Negarlo od ignorarlo vale solo ad impattare contro la realtà nel modo più duro possibile.   Viceversa, ammetterlo può essere deprimente, ma apre anche delle possibilità per mitigare questo impatto.    Per fare un esempio,  l’Italia è punteggiata di caserme abbandonate, spesso in città.   Invece di cederle alla speculazione edilizia, con poca spesa vi si potrebbero organizzare degli ospizi e delle mense gratuite o quasi, da fare gestire direttamente da chi ne usufruisce.  

 Certo vitto ed alloggio sarebbero frugali, ma poco è infinitamente meglio di niente.

Non pretendo che questa sia necessariamente una buona idea.   Ciò di cui sono però sicuro è che fare finta di niente per 50 anni non ha portato buoni risultati.   Continuare per altri 20 condurrà milioni di persone al disastro.  

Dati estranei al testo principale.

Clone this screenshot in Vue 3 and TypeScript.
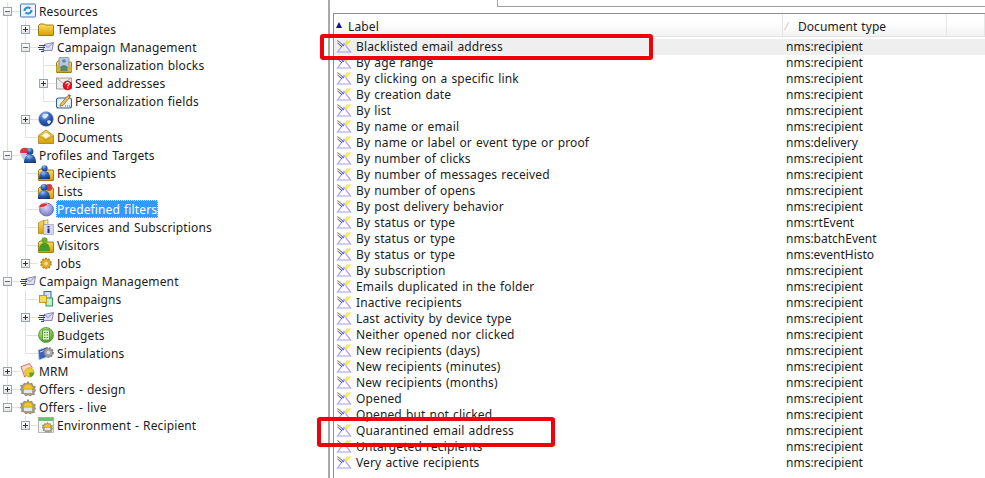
<template>
  <main class="console">
    <svg class="defs" aria-hidden="true">
      <defs>
        <linearGradient id="g-folder" x1="0" y1="0" x2="0" y2="1">
          <stop offset="0" stop-color="#ffe067" />
          <stop offset="1" stop-color="#d99c00" />
        </linearGradient>
        <radialGradient id="g-blue" cx="0.4" cy="0.25" r="0.85">
          <stop offset="0" stop-color="#9cbcec" />
          <stop offset="0.45" stop-color="#2f60bc" />
          <stop offset="1" stop-color="#14306f" />
        </radialGradient>
        <radialGradient id="g-green" cx="0.4" cy="0.3" r="0.8">
          <stop offset="0" stop-color="#c5ee9c" />
          <stop offset="1" stop-color="#3f9a22" />
        </radialGradient>
        <radialGradient id="g-lav" cx="0.45" cy="0.35" r="0.75">
          <stop offset="0" stop-color="#d2d1f4" />
          <stop offset="1" stop-color="#6f6cc0" />
        </radialGradient>
        <symbol id="i-person" viewBox="2 1 12 15">
          <circle cx="8" cy="4.500" r="3.400" fill="url(#g-blue)" />
          <path d="M2 16c0-6 2.200-8.500 6-8.500s6 2.500 6 8.500z" fill="url(#g-blue)" />
        </symbol>
        <symbol id="i-greenperson" viewBox="2 1 12 15">
          <circle cx="8" cy="4.500" r="3.400" fill="#69b02c" />
          <path d="M2 16c0-6 2.200-8.500 6-8.500s6 2.500 6 8.500z" fill="#4c9a20" />
        </symbol>
        <symbol id="i-foldershape" viewBox="0 0 16 16">
          <path d="M.5 4.500 2 3h4.500l1 1h7.500q.500 0 .500.500v9.500q0 .500-.500.500H1q-.500 0-.500-.500z" fill="url(#g-folder)" stroke="#9c7e14" />
        </symbol>
        <symbol id="i-gear" viewBox="0 0 16 16">
          <path d="M8 .5 9.500 3l2.500-.8.600 2.700 2.700.6-.8 2.500 1.500 1.500-2 1.500.4 2.600-2.700.1L10.500 15 8 13.700 5.500 15l-1.200-2.300-2.700-.1.400-2.600-2-1.500L1.500 7l-.8-2.500 2.700-.6L4 2.200l2.500.8z" fill="#a9a18c" stroke="#6f664f" stroke-width=".6" />
        </symbol>
        <symbol id="i-res" viewBox="0 0 16 16">
          <rect x=".5" y="1" width="15" height="13" rx="1" fill="#eef4fb" stroke="#4a74b0" />
          <path d="M4.500 8a3.500 3.500 0 0 1 6-2.500M11.500 7a3.500 3.500 0 0 1-6 2.500" fill="none" stroke="#2a8fd0" stroke-width="2" />
        </symbol>
        <symbol id="i-folder" viewBox="0 0 16 16">
          <use href="#i-foldershape" />
        </symbol>
        <symbol id="i-camp" viewBox="0 0 16 16">
          <path d="M6 5.500 15.500 3.500 14 11.500H5z" fill="#dfdff2" stroke="#7f7eb0" stroke-width=".9" />
          <path d="M6 5.500l4 3 5.500-5" fill="none" stroke="#7f7eb0" stroke-width=".8" />
          <path d="M1 6.500h6M0 8.500h7M1 10.500h5M3 12.500h3" stroke="#3a3a84" stroke-width="1" />
        </symbol>
        <symbol id="i-perso" viewBox="0 0 16 16">
          <use href="#i-foldershape" y="1" />
          <rect x="3" y="0.500" width="10" height="10" rx="1" fill="#b9c8d8" stroke="#6f88a0" stroke-width=".7" />
          <circle cx="8" cy="4" r="1.800" fill="#5a86a8" />
          <path d="M4.500 14V9.500q3.500-3 7 0V14z" fill="#568a78" />
          <rect x="0.500" y="9" width="3" height="5.500" fill="#d5b24a" />
          <rect x="12.500" y="9" width="3" height="5.500" fill="#d5b24a" />
        </symbol>
        <symbol id="i-seed" viewBox="0 0 16 16">
          <path d="M.5 3h15v11H.5z" fill="#ececec" stroke="#8a8a8a" stroke-width=".8" />
          <path d="M.5 3l7 5.500L15 3" fill="none" stroke="#9a9a9a" stroke-width=".8" />
          <circle cx="11.500" cy="10.500" r="4.800" fill="#d8141c" />
          <path d="M9.800 9.300q.2-1.800 1.800-1.800 1.800.1 1.700 1.500c-.1 1.100-1.500 1.200-1.600 2.400M11.700 12.300v1.100" fill="none" stroke="#fff" stroke-width="1.100" />
        </symbol>
        <symbol id="i-field" viewBox="0 0 16 16">
          <rect x=".5" y="5" width="15" height="10" rx="2" fill="#eef4fb" stroke="#2d5f9a" stroke-width="1.100" />
          <path d="M4 11.500 12 2.500l2 1.500-7 8.500-3 .8z" fill="#e9c25e" stroke="#7a5a20" stroke-width=".7" />
          <path d="M12 2.500l1-1.500 2 1.500-1 1.500z" fill="#c94a3c" />
          <path d="M9 13h1M11 13h1M13 13h1" stroke="#2d5f9a" />
        </symbol>
        <symbol id="i-globe" viewBox="0 0 16 16">
          <circle cx="8" cy="8" r="7.500" fill="url(#g-blue)" stroke="#b4c0d8" stroke-width=".6" />
          <path d="M4 5q2-3 6-2 1 2-1 3-1 2-3 1.500zM9 10q3-1.500 4 .5-1 2.500-3 2.500z" fill="#dfe8f8" />
        </symbol>
        <symbol id="i-docs" viewBox="0 0 16 16">
          <path d="M.5 6.500 8 1l7.500 5.500v8H.5z" fill="url(#g-folder)" stroke="#a98a20" stroke-width=".9" />
          <path d="M3 6.500 8 3l5 3.500L8 10z" fill="#fdf7d8" stroke="#b89c3c" stroke-width=".6" />
          <path d="M.5 7 8 11.500 15.500 7" fill="none" stroke="#b58f1c" stroke-width=".8" />
        </symbol>
        <symbol id="i-profiles" viewBox="0 0 16 16">
          <ellipse cx="5" cy="4.500" rx="5" ry="3.800" fill="#d83a3c" />
          <path d="M0 6q1 4 4 7l3-7z" fill="#c8c8e4" />
          <use href="#i-person" x="4" y="1" width="12" height="15" />
        </symbol>
        <symbol id="i-recipients" viewBox="0 0 16 16">
          <use href="#i-foldershape" y="1" />
          <use href="#i-person" x="1" y="0" width="11" height="14" />
        </symbol>
        <symbol id="i-lists" viewBox="0 0 16 16">
          <use href="#i-foldershape" y="1" />
          <circle cx="11" cy="4.500" r="3.400" fill="#d83a3c" />
          <use href="#i-person" x="0" y="1" width="12" height="15" />
        </symbol>
        <symbol id="i-filter" viewBox="0 0 16 16">
          <ellipse cx="8.500" cy="8.500" rx="7" ry="6.500" fill="url(#g-lav)" stroke="#5f5ca6" stroke-width=".8" />
          <path d="M.5 7Q1 2.500 6 2q3-.2 4 1-2 3.500-9.500 4z" fill="#dc2f3c" stroke="#f4f4fb" stroke-width=".6" />
        </symbol>
        <symbol id="i-services" viewBox="0 0 16 16">
          <path d="M.5 4 6 1v13.500H.5z" fill="url(#g-folder)" stroke="#a98a20" stroke-width=".8" />
          <path d="M6 2l4-1.500V6H6z" fill="#f3e7a8" stroke="#a98a20" stroke-width=".6" />
          <rect x="5.500" y="5.500" width="10" height="10" fill="#d6d8ee" stroke="#8f90c0" stroke-width=".6" />
          <path d="M10.500 7v1.500M10.500 9.500V14" stroke="#20208a" stroke-width="2" />
        </symbol>
        <symbol id="i-visitors" viewBox="0 0 16 16">
          <use href="#i-foldershape" y="1" />
          <use href="#i-greenperson" x="1" y="0" width="11" height="14" />
        </symbol>
        <symbol id="i-jobs" viewBox="0 0 16 16">
          <circle cx="8" cy="8.500" r="4.800" fill="#eeb52c" stroke="#b8891c" stroke-dasharray="2 1" stroke-width="2" />
          <circle cx="8" cy="8.500" r="2.600" fill="#f8d878" stroke="#c4922a" stroke-width=".8" />
        </symbol>
        <symbol id="i-campaigns" viewBox="0 0 16 16">
          <rect x="6" y=".5" width="7" height="9" fill="#d5e1f6" stroke="#3a65b5" />
          <rect x="8" y="7" width="6.500" height="8" fill="#c8ecd0" stroke="#2e9a58" />
          <rect x="1.500" y="4.500" width="7" height="7" fill="#f8dc5c" stroke="#c49a1c" />
        </symbol>
        <symbol id="i-budgets" viewBox="0 0 16 16">
          <circle cx="8" cy="8" r="7.500" fill="url(#g-green)" stroke="#4a8a2a" stroke-width=".7" />
          <rect x="4.500" y="3" width="7" height="10" fill="#dff2c8" stroke="#4a8a2a" stroke-width=".8" />
          <path d="M6 5.500h4M6 8h4M6 10.500h4" stroke="#4a8a2a" stroke-dasharray="1 .5" />
        </symbol>
        <symbol id="i-sim" viewBox="0 0 16 16">
          <path d="M0 5 9 2v10l-8 3z" fill="#3a62b8" stroke="#c8d4ea" stroke-width=".8" />
          <path d="M2 7l4-1.500" stroke="#cfe0f8" />
          <circle cx="10.500" cy="7.500" r="4.500" fill="#a6a6a6" stroke="#777" stroke-dasharray="2 1" stroke-width="1.600" />
          <circle cx="10.500" cy="7.500" r="1.800" fill="#dcdcdc" />
        </symbol>
        <symbol id="i-mrm" viewBox="0 0 17 17">
          <path d="M1 4 10 .5 13 5 5 15z" fill="#f5d8d0" stroke="#d8644c" />
          <circle cx="10" cy="10" r="5" fill="#eecb2e" stroke="#c49a1c" stroke-width=".6" />
          <path d="M10 10l5 0a5 5 0 0 1-5 5z" fill="#4ea83a" />
        </symbol>
        <symbol id="i-offers" viewBox="0 0 16 16">
          <use href="#i-gear" />
          <path d="M3 8a5 5 0 0 1 10 0z" fill="#f2c81a" stroke="#b08c18" stroke-width=".5" />
          <path d="M4 8.500h8v3.500H4z" fill="#dfe6ee" />
        </symbol>
        <symbol id="i-env" viewBox="0 0 16 16">
          <rect x=".5" y=".5" width="15" height="15" fill="#f2f2f2" stroke="#9a9a9a" stroke-width=".7" />
          <rect x=".5" y=".5" width="15" height="3.500" fill="#6cc070" />
          <use href="#i-offers" x="4" y="5" width="11" height="11" />
        </symbol>
        <symbol id="i-rowfilter" viewBox="0 0 16 14">
          <path d="M1.500 12 8 3.500 14.500 12z" fill="none" stroke="#a09ee8" stroke-width="1.200" />
          <path d="M1.500 .5 8 6M1.500 3 6 6.800" stroke="#34348c" stroke-width=".9" />
          <path d="M14.500 .5 9.500 5.500M12 .5 9 3.500" stroke="#f2e030" stroke-width="1.300" />
        </symbol>
      </defs>
    </svg>

    <nav class="tree">
      <div v-for="node in nodes" :key="node.label + node.cells" class="node">
        <span v-for="(cell, i) in node.cells" :key="i" class="cell" :class="cellClass(cell)">
          <span
            v-if="node.toggle && i === node.cells.length - 1"
            class="toggle"
            :class="{ open: node.toggle === '-' }"
          ></span>
        </span>
        <svg class="node-icon" width="16" height="16"><use :href="'#i-' + node.icon" /></svg>
        <span class="node-label" :class="{ selected: node.selected }">{{ node.label }}</span>
      </div>
    </nav>

    <section class="pane">
      <div class="search-strip"><div class="search-box"></div></div>
      <div class="grid">
        <div class="grid-head">
          <div class="head-cell label-head"><span class="sort-up"></span>Label</div>
          <div class="head-cell type-head"><span class="sort-mark">⁄</span>Document type</div>
          <div class="head-cell"></div>
        </div>
        <div
          v-for="(row, i) in filters"
          :key="row.label + row.type"
          class="grid-row"
          :class="{ current: i === 0 }"
        >
          <div class="row-label">
            <svg class="row-icon" width="16" height="14"><use href="#i-rowfilter" /></svg>{{ row.label }}
          </div>
          <div class="row-type">{{ row.type }}</div>
        </div>
      </div>
    </section>

    <div class="callout callout-top"></div>
    <div class="callout callout-bottom"></div>
  </main>
</template>

<script setup lang="ts">
interface TreeNode {
  label: string;
  icon: string;
  cells: string;
  toggle?: "+" | "-";
  selected?: boolean;
}

const nodes: TreeNode[] = [
  { label: "Resources", icon: "res", cells: "t", toggle: "-" },
  { label: "Templates", icon: "folder", cells: "vt", toggle: "+" },
  { label: "Campaign Management", icon: "camp", cells: "vt", toggle: "-" },
  { label: "Personalization blocks", icon: "perso", cells: "vvt" },
  { label: "Seed addresses", icon: "seed", cells: "vvt", toggle: "+" },
  { label: "Personalization fields", icon: "field", cells: "vvl" },
  { label: "Online", icon: "globe", cells: "vt", toggle: "+" },
  { label: "Documents", icon: "docs", cells: "vl" },
  { label: "Profiles and Targets", icon: "profiles", cells: "t", toggle: "-" },
  { label: "Recipients", icon: "recipients", cells: "vt" },
  { label: "Lists", icon: "lists", cells: "vt" },
  { label: "Predefined filters", icon: "filter", cells: "vt", selected: true },
  { label: "Services and Subscriptions", icon: "services", cells: "vt" },
  { label: "Visitors", icon: "visitors", cells: "vt" },
  { label: "Jobs", icon: "jobs", cells: "vl", toggle: "+" },
  { label: "Campaign Management", icon: "camp", cells: "t", toggle: "-" },
  { label: "Campaigns", icon: "campaigns", cells: "vt" },
  { label: "Deliveries", icon: "camp", cells: "vt", toggle: "+" },
  { label: "Budgets", icon: "budgets", cells: "vt" },
  { label: "Simulations", icon: "sim", cells: "vl" },
  { label: "MRM", icon: "mrm", cells: "t", toggle: "+" },
  { label: "Offers - design", icon: "offers", cells: "t", toggle: "+" },
  { label: "Offers - live", icon: "offers", cells: "l", toggle: "-" },
  { label: "Environment - Recipient", icon: "env", cells: " l", toggle: "+" },
];

const filters = [
  ["Blacklisted email address", "nms:recipient"],
  ["By age range", "nms:recipient"],
  ["By clicking on a specific link", "nms:recipient"],
  ["By creation date", "nms:recipient"],
  ["By list", "nms:recipient"],
  ["By name or email", "nms:recipient"],
  ["By name or label or event type or proof", "nms:delivery"],
  ["By number of clicks", "nms:recipient"],
  ["By number of messages received", "nms:recipient"],
  ["By number of opens", "nms:recipient"],
  ["By post delivery behavior", "nms:recipient"],
  ["By status or type", "nms:rtEvent"],
  ["By status or type", "nms:batchEvent"],
  ["By status or type", "nms:eventHisto"],
  ["By subscription", "nms:recipient"],
  ["Emails duplicated in the folder", "nms:recipient"],
  ["Inactive recipients", "nms:recipient"],
  ["Last activity by device type", "nms:recipient"],
  ["Neither opened nor clicked", "nms:recipient"],
  ["New recipients (days)", "nms:recipient"],
  ["New recipients (minutes)", "nms:recipient"],
  ["New recipients (months)", "nms:recipient"],
  ["Opened", "nms:recipient"],
  ["Opened but not clicked", "nms:recipient"],
  ["Quarantined email address", "nms:recipient"],
  ["Untargeted recipients", "nms:recipient"],
  ["Very active recipients", "nms:recipient"],
].map(([label, type]) => ({ label, type }));

function cellClass(cell: string) {
  if (cell === "v") return "line";
  if (cell === "t") return "line branch";
  if (cell === "l") return "elbow branch";
  return "";
}
</script>

<style scoped>
.console {
  position: relative;
  display: flex;
  width: 985px;
  height: 478px;
  overflow: hidden;
  background: #fff;
  color: #1c1c1c;
  font-family: "Noto Sans", "Liberation Sans", sans-serif;
  font-size: 12px;
  letter-spacing: 0.13px;
  word-spacing: 0.85px;
}

.defs {
  position: absolute;
  width: 0;
  height: 0;
}

.tree {
  flex: none;
  width: 328px;
  padding-top: 2px;
  box-sizing: border-box;
}

.node {
  display: flex;
  align-items: center;
  height: 18px;
  margin-left: -2px;
}

.cell {
  position: relative;
  flex: none;
  width: 18px;
  height: 18px;
}

.line::before,
.elbow::before {
  content: "";
  position: absolute;
  left: 9px;
  top: 0;
  width: 1px;
  height: 100%;
  background: #e2e2e2;
}

.elbow::before {
  height: 9px;
}

.branch::after {
  content: "";
  position: absolute;
  left: 9px;
  top: 9px;
  width: 13px;
  height: 1px;
  background: #e2e2e2;
}

.toggle {
  position: absolute;
  z-index: 1;
  left: 5px;
  top: 5px;
  width: 9px;
  height: 9px;
  box-sizing: border-box;
  border: 1px solid #98a4b0;
  background:
    linear-gradient(#333, #333) center / 5px 1px no-repeat,
    linear-gradient(#333, #333) center / 1px 5px no-repeat,
    linear-gradient(#fff, #e4e4e4);
}

.toggle.open {
  background:
    linear-gradient(#666, #666) center / 5px 1px no-repeat,
    linear-gradient(#fff, #e4e4e4);
}

.node-icon {
  flex: none;
  margin-left: 4px;
}

.node-label {
  height: 18px;
  margin-left: 2px;
  padding: 0 1px;
  line-height: 20px;
  white-space: nowrap;
}

.node-label.selected {
  box-sizing: border-box;
  background: #3399ff;
  color: #fff;
  outline: 1px dotted #cfe6ff;
  outline-offset: -1px;
}

.pane {
  flex: 1;
  min-width: 0;
  border-left: 2px solid #a8a8a8;
  padding-left: 3px;
}

.search-strip {
  height: 7px;
  padding-left: 164px;
  box-sizing: border-box;
}

.search-box {
  height: 7px;
  box-sizing: border-box;
  border-left: 1px solid #a0a0a0;
  border-bottom: 1px solid #a0a0a0;
}

.grid {
  margin-top: 6px;
  height: 465px;
  box-sizing: border-box;
  border-top: 1px solid #8e8e8e;
  border-left: 1px solid #8e8e8e;
}

.grid-head {
  display: grid;
  grid-template-columns: 449px 164px 1fr;
  height: 22px;
  margin-bottom: 2px;
  border-bottom: 1px solid #e4e4e4;
  background: linear-gradient(#fff 35%, #f3f3f3);
}

.head-cell {
  display: flex;
  align-items: center;
  padding-top: 2px;
  box-sizing: border-box;
  border-right: 1px solid #e6e6e6;
}

.label-head {
  padding-left: 2px;
}

.sort-up {
  width: 0;
  height: 0;
  margin-right: 6px;
  margin-bottom: 2px;
  border-left: 3.500px solid transparent;
  border-right: 3.500px solid transparent;
  border-bottom: 6px solid #12128c;
}

.type-head {
  padding-left: 3px;
  letter-spacing: 0.05px;
}

.sort-mark {
  width: 12px;
  color: #bbb;
  font-size: 10px;
}

.grid-row {
  display: grid;
  grid-template-columns: 449px 1fr;
  height: 16px;
  line-height: 16px;
  white-space: nowrap;
}

.grid-row.current {
  background: #efefef;
}

.row-label {
  display: flex;
  align-items: center;
  padding-left: 2px;
}

.row-icon {
  flex: none;
  margin-right: 4px;
}

.row-type {
  padding-left: 3px;
  letter-spacing: 0;
}

.callout {
  position: absolute;
  box-sizing: border-box;
  border: 4px solid #f00008;
  border-radius: 3px;
}

.callout-top {
  left: 320px;
  top: 34px;
  width: 333px;
  height: 26px;
}

.callout-bottom {
  left: 317px;
  top: 417px;
  width: 238px;
  height: 30px;
}
</style>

Pinocchio pagò caro il soggiorno nel Paese dei Balocchi.   Già con le orecchi d’asino in testa,  preferì giocare ancora un poco.    Il risultato lo sappiamo e se lui se la cavò fu solo perché era di legno e perché era il protagonista del romanzo.   Noi siamo di carne e siamo tutti personaggi di contorno, esattamente come Lucignolo.

L'unica cosa sensata che possiamo fare è buon viso a cattivo gioco ed organizzarci perché questa bufera passi il meno peggio possibile.   Cercare di contrastarla farebbe solo peggio.